Trailblazing Connecticut course is blueprint for future Holocaust education
Source: timesofisrael.com
As UN discussion seeks best means to connect to future generations, new high school program uses current events to help students better understand horrors of the past
As the Holocaust recedes further into history and as the era of the living witness closes, educators and researchers are grappling with how best to teach it to future generations.
“We need to create a real bond with history, to give it a human story rather than just present a series of frightening pictures of piles of bodies. We must make it relevant. We must constantly engage students, delivering the subject in bite-sized bursts,” said Jane Jacobs-Kimmelman, director of the International Relations Department at the International School for Holocaust Studies at Yad Vashem.

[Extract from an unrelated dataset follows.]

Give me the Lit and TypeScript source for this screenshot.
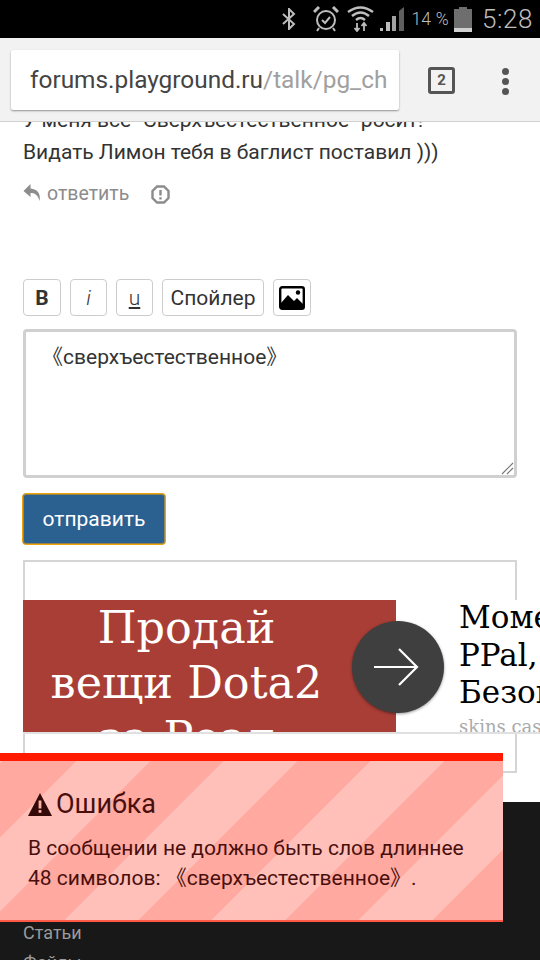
import { LitElement, html, css, svg } from 'lit'
import { customElement } from 'lit/decorators.js'

const warnIcon = svg`<svg class="warn" viewBox="0 0 24 23" width="24" height="23"><path d="M12 0 L24 23 H0 Z" fill="#330a08"/><rect x="10.6" y="7.5" width="2.8" height="8" fill="#ffb0a8"/><rect x="10.6" y="17" width="2.8" height="2.8" fill="#ffb0a8"/></svg>`

@customElement('app-root')
export class AppRoot extends LitElement {
    static styles = css`
        :host {
            display: block;
            position: relative;
            width: 540px;
            height: 960px;
            overflow: hidden;
            background: #fff;
            font-family: Roboto, 'Noto Sans CJK SC', sans-serif;
            color: #333;
        }

        .status {
            position: relative;
            z-index: 2;
            height: 38px;
            background: #000;
            color: #bdbdbd;
            display: flex;
            align-items: center;
            justify-content: flex-end;
            padding-right: 7px;
        }
        .status svg { display: block; }
        .status .bt { margin-right: 17px; }
        .status .alarm { margin-right: 8px; }
        .status .wifi { margin-right: 6px; }
        .status .sig { margin-right: 6px; }
        .pct { font-size: 17.5px; font-weight: 300; margin-right: 5px; letter-spacing: 0.2px; }
        .status .batt { margin-right: 10px; }
        .time { font-size: 26px; font-weight: 300; letter-spacing: 0.6px; }

        .toolbar {
            position: relative;
            z-index: 2;
            height: 84px;
            box-sizing: border-box;
            background: #f2f2f2;
            border-bottom: 1px solid #d0d0d0;
            display: flex;
            align-items: flex-start;
            padding: 12px 0 0 11px;
        }
        .url {
            width: 388px;
            height: 60px;
            box-sizing: border-box;
            background: #fff;
            border-radius: 2px;
            box-shadow: 0 1px 2px rgba(0, 0, 0, 0.4);
            padding: 0 11px 0 19px;
            font-size: 24.4px;
            line-height: 60px;
            color: #444;
            white-space: nowrap;
            overflow: hidden;
        }
        .url span { color: #a0a0a0; }
        .tabs {
            margin: 17px 0 0 29px;
            width: 27px;
            height: 27px;
            box-sizing: border-box;
            border: 3px solid #555;
            border-radius: 3px;
            font-size: 15px;
            font-weight: 700;
            line-height: 21px;
            text-align: center;
            color: #555;
        }
        .dots {
            margin: 18px 0 0 47px;
            display: flex;
            flex-direction: column;
            gap: 3px;
        }
        .dots i {
            width: 7px;
            height: 7px;
            border-radius: 50%;
            background: #555;
        }

        .content { padding: 0 23px; }
        .post {
            margin-top: -18px;
            font-size: 21px;
            line-height: 32px;
            color: #333;
        }
        .post-actions {
            display: flex;
            align-items: center;
            margin-top: 12px;
            height: 26px;
            font-size: 19.5px;
            color: #8c8c8c;
        }
        .post-actions .reply { margin-right: 5px; }
        .post-actions .report { margin: 3px 0 0 22px; }

        .tools {
            display: flex;
            gap: 9px;
            margin-top: 73px;
        }
        .tool {
            height: 37px;
            width: 37px;
            box-sizing: border-box;
            border: 1px solid #ccc;
            border-radius: 4px;
            background: #fff;
            display: flex;
            align-items: center;
            justify-content: center;
            font-size: 21px;
            color: #333;
        }
        .tool.wide { width: 102px; }
        .tool.b { width: 38px; font-weight: 700; }
        .tool.i { font-style: italic; font-weight: 300; }
        .tool.u { text-decoration: underline; font-weight: 300; }
        .tool.pic { width: 38px; }

        .editor {
            position: relative;
            margin-top: 13px;
            height: 149px;
            box-sizing: border-box;
            border: 3px solid #d0d0d0;
            border-radius: 4px;
            padding: 13px 16px;
            font-size: 21px;
            line-height: 24px;
            color: #333;
        }
        .grip {
            position: absolute;
            right: 0;
            bottom: 0;
        }

        .send {
            display: block;
            margin: 15px 0 0 -1px;
            width: 144px;
            height: 52px;
            box-sizing: border-box;
            border: 1px solid #f0a30a;
            box-shadow: inset 0 0 0 1px rgba(240, 163, 10, 0.55);
            border-radius: 4px;
            background: #2b6191;
            font-family: inherit;
            font-size: 21px;
            color: #fff;
        }

        .ad-frame {
            margin-top: 15px;
            height: 213px;
            box-sizing: border-box;
            border: 2px solid #d5d5d5;
            padding-top: 38px;
        }
        .ad {
            position: relative;
            margin-left: -2px;
            width: 517px;
            height: 134px;
            box-sizing: border-box;
            display: flex;
            background: #fff;
            border-bottom: 2px solid #e0e0e0;
            overflow: hidden;
            font-family: 'DejaVu Serif', serif;
        }
        .ad-left {
            width: 373px;
            flex: none;
            background: #a83e36;
            color: #fff;
            font-size: 44.5px;
            line-height: 55px;
            text-align: center;
            padding: 0 46px 0 0;
            box-sizing: border-box;
        }
        .ad-right {
            margin-top: -1px;
            padding: 0 0 0 63px;
            font-size: 31px;
            line-height: 37.5px;
            color: #000;
            white-space: nowrap;
        }
        .ad-right small {
            display: block;
            margin-top: 4px;
            font-size: 18px;
            line-height: 22px;
            color: #aaa;
        }
        .go {
            position: absolute;
            left: 329px;
            top: 21px;
            width: 92px;
            height: 92px;
            border-radius: 50%;
            background: #3f3f3f;
            box-shadow: 0 1px 3px rgba(0, 0, 0, 0.4);
            display: flex;
            align-items: center;
            justify-content: center;
        }
        .go svg { margin-right: 4px; }

        .footer {
            position: absolute;
            left: 0;
            right: 0;
            top: 802px;
            bottom: 0;
            background: #181818;
            padding: 116px 23px 0;
            font-size: 18px;
            line-height: 30px;
            color: #9a9a9a;
        }

        .toast {
            position: absolute;
            left: 0;
            top: 753px;
            width: 503px;
            height: 169px;
            box-sizing: border-box;
            border-top: 8px solid #ff1a00;
            border-bottom: 2px solid #ff5a48;
            padding: 27px 28px 0;
            color: #4a0f0c;
            background: repeating-linear-gradient(
                -45deg,
                #ffa9a1 -2px 50px,
                #ffc0ba 50px 102px
            );
        }
        .toast h3 {
            margin: 0;
            display: flex;
            align-items: center;
            gap: 4px;
            font-size: 27px;
            font-weight: 400;
            line-height: 32px;
        }
        .toast p {
            margin: 13px 0 0;
            font-size: 21px;
            line-height: 30px;
        }
    `

    render() {
        return html`
            <div class="status">
                <svg class="bt" width="14" height="22" viewBox="0 0 14 22" fill="none" stroke="#bdbdbd" stroke-width="2"><path d="M1 6 L12 16 L7 21 V1 L12 6 L1 16"/></svg>
                <svg class="alarm" width="26" height="26" viewBox="0 0 26 26" fill="none" stroke="#bdbdbd"><circle cx="13" cy="14" r="9" stroke-width="2"/><path d="M9 14 L12 17 L17 11" stroke-width="2"/><path d="M1 6 L6 1 M20 1 L25 6" stroke-width="3"/><path d="M6 22 L4 25 M20 22 L22 25" stroke-width="2"/></svg>
                <svg class="wifi" width="27" height="26" viewBox="0 0 27 26" fill="none" stroke="#bdbdbd" stroke-width="2.4"><path d="M1 6 Q13.5 -3 26 6"/><path d="M5 10 Q13.5 3 22 10"/><path d="M9 14 Q13.5 10 18 14"/><path d="M10 17 V25 M7.5 22 L10 25 L12.5 22 M17 25 V17 M14.5 20 L17 17 L19.5 20" stroke-width="1.8"/></svg>
                <svg class="sig" width="25" height="26" viewBox="0 0 25 26" fill="#bdbdbd"><path d="M0 25 h3 v-3 h-3z M6 25 h4 v-9 h-4z" /><path d="M12 25 h4 v-15 h-4z" opacity=".85"/><path d="M19 25 h5 V1 l-5 4z" opacity=".5"/></svg>
                <span class="pct">14 %</span>
                <svg class="batt" width="18" height="25" viewBox="0 0 18 25"><path d="M5 0 h8 v2 h5 v23 h-18 v-23 h5z" fill="#6e6e6e"/><rect y="21" width="18" height="4" fill="#d0d0d0"/></svg>
                <span class="time">5:28</span>
            </div>
            <div class="toolbar">
                <div class="url">forums.playground.ru<span>/talk/pg_ch</span></div>
                <div class="tabs">2</div>
                <div class="dots"><i></i><i></i><i></i></div>
            </div>
            <div class="content">
                <div class="post">
                    У меня все "Сверхъестественное" росит!<br />
                    Видать Лимон тебя в баглист поставил )))
                </div>
                <div class="post-actions">
                    <svg class="reply" width="19" height="18" viewBox="0 0 18 18" fill="#8c8c8c"><path d="M7 0 L0 7 L7 13 V9 C11 9 14 10 16 17 C17.5 10 14 5 7 4.5 Z"/></svg>
                    ответить
                    <svg class="report" width="19" height="19" viewBox="0 0 19 19" fill="none" stroke="#8c8c8c" stroke-width="2.4"><path d="M6 1.5 H13 L17.5 6 V13 L13 17.5 H6 L1.5 13 V6 Z"/><path d="M9.5 5 V10.5 M9.5 12.2 V14.4"/></svg>
                </div>
                <div class="tools">
                    <div class="tool b">B</div>
                    <div class="tool i">i</div>
                    <div class="tool u">u</div>
                    <div class="tool wide">Спойлер</div>
                    <div class="tool pic">
                        <svg width="26" height="24" viewBox="0 0 26 24"><rect x="1.2" y="1.2" width="23.6" height="21.6" rx="2" fill="#fff" stroke="#000" stroke-width="2.4"/><path d="M2 21 V17 L9 9 L15 15 L18 12 L24 18 V22 H2 Z" fill="#000"/><circle cx="19" cy="6.5" r="2.2" fill="#000"/></svg>
                    </div>
                </div>
                <div class="editor">
                    《сверхъестественное》
                    <svg class="grip" width="13" height="13" viewBox="0 0 13 13" stroke="#777" stroke-width="1.2"><path d="M1 12 L12 1 M6 12 L12 6"/></svg>
                </div>
                <button class="send">отправить</button>
                <div class="ad-frame">
                    <div class="ad">
                        <div class="ad-left">Продай<br />вещи Dota2<br />за Реал</div>
                        <div class="ad-right">Моментально<br />PPal, Qiwi<br />Безопасно<small>skins cash</small></div>
                        <div class="go">
                            <svg width="46" height="38" viewBox="0 0 46 38" fill="none" stroke="#fff" stroke-width="2.2"><path d="M1 19 H44 M26 1 L44 19 L26 37"/></svg>
                        </div>
                    </div>
                </div>
            </div>
            <div class="footer">Статьи<br />Файлы</div>
            <div class="toast">
                <h3>${warnIcon}Ошибка</h3>
                <p>В сообщении не должно быть слов длиннее 48 символов: 《сверхъестественное》.</p>
            </div>
        `
    }
}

Jacobs-Kimmelman was one of several researchers and educators to participate in a discussion at the United Nations on Thursday about the future of Holocaust research and education. Of concern is how to make the Holocaust, which occurred more than 70 years ago, relevant to today’s students, particularly in places where there are few Jewish students or where perhaps students aren’t aware of their grandparents or great-grandparents’ stories.
Since 2013, laws mandating the inclusion of the Holocaust in curricula have been on the books in Austria, France, Germany, Israel, the Netherlands, Poland, Switzerland, and the United Kingdom. In the US, individual states decide on curriculum content. To date Holocaust education is mandatory in California, Florida, Illinois, New Jersey, New York and Pennsylvania.

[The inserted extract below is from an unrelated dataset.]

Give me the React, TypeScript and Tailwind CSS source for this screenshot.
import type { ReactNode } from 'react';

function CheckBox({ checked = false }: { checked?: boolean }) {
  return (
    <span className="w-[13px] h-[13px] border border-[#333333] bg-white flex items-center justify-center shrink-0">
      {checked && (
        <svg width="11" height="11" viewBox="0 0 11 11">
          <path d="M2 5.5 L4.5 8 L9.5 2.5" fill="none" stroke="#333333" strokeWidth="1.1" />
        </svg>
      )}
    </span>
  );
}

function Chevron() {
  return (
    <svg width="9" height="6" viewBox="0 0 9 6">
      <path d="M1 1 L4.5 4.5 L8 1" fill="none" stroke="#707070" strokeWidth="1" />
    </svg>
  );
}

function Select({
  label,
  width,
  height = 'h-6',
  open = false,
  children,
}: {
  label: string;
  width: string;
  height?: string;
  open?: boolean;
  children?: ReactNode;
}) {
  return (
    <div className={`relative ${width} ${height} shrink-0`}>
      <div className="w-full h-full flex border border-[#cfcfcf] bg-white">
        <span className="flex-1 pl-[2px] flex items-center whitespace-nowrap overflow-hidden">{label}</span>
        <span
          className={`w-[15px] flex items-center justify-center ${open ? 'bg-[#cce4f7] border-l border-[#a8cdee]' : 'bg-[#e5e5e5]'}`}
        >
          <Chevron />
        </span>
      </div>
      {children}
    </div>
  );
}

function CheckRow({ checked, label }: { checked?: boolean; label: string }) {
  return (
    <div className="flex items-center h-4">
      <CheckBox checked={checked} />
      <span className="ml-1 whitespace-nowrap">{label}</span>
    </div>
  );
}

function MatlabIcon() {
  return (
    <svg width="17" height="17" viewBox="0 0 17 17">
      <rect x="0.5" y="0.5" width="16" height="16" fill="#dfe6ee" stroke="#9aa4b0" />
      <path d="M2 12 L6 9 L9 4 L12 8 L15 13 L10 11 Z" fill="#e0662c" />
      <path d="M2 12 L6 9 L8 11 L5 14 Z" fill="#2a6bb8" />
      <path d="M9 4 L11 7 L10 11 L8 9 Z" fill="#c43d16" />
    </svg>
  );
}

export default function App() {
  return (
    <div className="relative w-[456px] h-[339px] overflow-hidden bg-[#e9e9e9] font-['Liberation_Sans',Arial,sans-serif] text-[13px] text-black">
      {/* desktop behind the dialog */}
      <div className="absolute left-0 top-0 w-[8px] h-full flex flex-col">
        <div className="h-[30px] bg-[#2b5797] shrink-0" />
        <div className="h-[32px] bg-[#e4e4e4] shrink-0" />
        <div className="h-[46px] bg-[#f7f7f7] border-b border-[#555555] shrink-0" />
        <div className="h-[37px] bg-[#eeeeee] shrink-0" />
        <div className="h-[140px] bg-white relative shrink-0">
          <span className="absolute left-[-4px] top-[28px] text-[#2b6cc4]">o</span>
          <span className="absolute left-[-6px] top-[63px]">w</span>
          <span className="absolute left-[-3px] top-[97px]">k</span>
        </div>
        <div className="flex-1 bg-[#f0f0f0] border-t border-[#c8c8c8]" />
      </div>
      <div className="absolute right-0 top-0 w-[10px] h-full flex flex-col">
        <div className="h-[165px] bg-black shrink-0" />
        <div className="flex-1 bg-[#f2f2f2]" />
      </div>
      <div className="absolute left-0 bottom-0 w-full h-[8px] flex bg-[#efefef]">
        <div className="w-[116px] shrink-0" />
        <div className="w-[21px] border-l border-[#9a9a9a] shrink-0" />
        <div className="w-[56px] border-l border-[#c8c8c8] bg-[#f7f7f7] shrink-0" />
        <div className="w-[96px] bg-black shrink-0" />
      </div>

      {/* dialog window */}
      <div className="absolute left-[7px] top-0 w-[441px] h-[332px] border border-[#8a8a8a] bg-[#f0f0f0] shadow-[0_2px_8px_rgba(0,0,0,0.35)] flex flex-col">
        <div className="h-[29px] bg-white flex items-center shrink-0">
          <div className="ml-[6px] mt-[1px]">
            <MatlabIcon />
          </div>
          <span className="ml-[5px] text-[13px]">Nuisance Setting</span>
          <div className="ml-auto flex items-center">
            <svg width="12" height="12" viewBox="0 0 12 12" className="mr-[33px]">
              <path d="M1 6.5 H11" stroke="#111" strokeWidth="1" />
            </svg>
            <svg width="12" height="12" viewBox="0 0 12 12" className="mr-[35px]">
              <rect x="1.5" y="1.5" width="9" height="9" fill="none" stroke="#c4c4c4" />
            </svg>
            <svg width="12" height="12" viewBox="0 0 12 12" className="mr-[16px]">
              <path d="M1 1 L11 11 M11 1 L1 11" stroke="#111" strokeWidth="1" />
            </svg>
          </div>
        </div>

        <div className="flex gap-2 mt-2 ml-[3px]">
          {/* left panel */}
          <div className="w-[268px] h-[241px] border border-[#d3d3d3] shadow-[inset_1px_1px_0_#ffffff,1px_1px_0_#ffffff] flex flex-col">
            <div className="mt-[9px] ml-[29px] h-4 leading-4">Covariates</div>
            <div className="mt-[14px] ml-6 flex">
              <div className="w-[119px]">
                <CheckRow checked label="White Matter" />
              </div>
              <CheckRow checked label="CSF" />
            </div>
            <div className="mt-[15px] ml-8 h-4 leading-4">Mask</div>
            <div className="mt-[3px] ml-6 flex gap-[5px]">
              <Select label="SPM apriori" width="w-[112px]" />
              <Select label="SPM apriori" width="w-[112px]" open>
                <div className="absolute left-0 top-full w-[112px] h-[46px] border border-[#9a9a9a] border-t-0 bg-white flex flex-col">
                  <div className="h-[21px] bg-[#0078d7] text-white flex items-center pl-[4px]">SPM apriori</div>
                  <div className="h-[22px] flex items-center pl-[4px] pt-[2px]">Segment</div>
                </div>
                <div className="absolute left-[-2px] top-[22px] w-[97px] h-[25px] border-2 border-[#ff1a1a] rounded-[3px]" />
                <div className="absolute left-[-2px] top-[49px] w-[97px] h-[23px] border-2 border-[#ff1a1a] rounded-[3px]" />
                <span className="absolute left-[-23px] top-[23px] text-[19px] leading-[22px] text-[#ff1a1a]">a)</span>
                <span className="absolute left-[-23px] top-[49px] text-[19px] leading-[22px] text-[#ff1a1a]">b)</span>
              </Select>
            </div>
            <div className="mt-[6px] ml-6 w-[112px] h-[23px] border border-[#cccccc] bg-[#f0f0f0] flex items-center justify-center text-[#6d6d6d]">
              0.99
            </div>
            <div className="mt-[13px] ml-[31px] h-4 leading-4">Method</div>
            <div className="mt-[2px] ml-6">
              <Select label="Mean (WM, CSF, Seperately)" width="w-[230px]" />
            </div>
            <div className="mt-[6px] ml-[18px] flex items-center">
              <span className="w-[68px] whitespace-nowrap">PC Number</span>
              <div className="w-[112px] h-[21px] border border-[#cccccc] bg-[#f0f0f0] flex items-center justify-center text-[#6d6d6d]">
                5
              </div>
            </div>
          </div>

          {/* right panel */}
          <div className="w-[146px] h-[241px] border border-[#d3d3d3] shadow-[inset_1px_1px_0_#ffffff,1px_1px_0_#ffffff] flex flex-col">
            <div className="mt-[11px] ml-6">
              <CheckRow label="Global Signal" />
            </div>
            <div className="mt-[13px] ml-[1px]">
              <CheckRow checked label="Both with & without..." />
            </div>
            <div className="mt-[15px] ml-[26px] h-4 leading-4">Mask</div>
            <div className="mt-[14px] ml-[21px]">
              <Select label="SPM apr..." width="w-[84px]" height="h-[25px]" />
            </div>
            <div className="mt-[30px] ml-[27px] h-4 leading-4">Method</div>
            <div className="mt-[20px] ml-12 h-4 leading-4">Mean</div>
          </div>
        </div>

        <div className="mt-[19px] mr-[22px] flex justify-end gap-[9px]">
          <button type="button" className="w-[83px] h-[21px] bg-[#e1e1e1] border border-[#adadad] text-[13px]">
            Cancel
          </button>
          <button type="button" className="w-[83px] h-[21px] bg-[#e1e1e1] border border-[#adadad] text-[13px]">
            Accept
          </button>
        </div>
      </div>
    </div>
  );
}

While Connecticut doesn’t mandate Holocaust education, schools include the Holocaust as part of the unit on World War II. Beyond that, many schools offer a variety of history electives on the subject.
At Weston High School in Connecticut, the course “Facing History and Ourselves” provides a blueprint for the future of Holocaust education. The semester-long history course, for juniors and seniors, uses current events to link students to the past, said Weston Public Schools social studies teacher Jennifer B. Klein.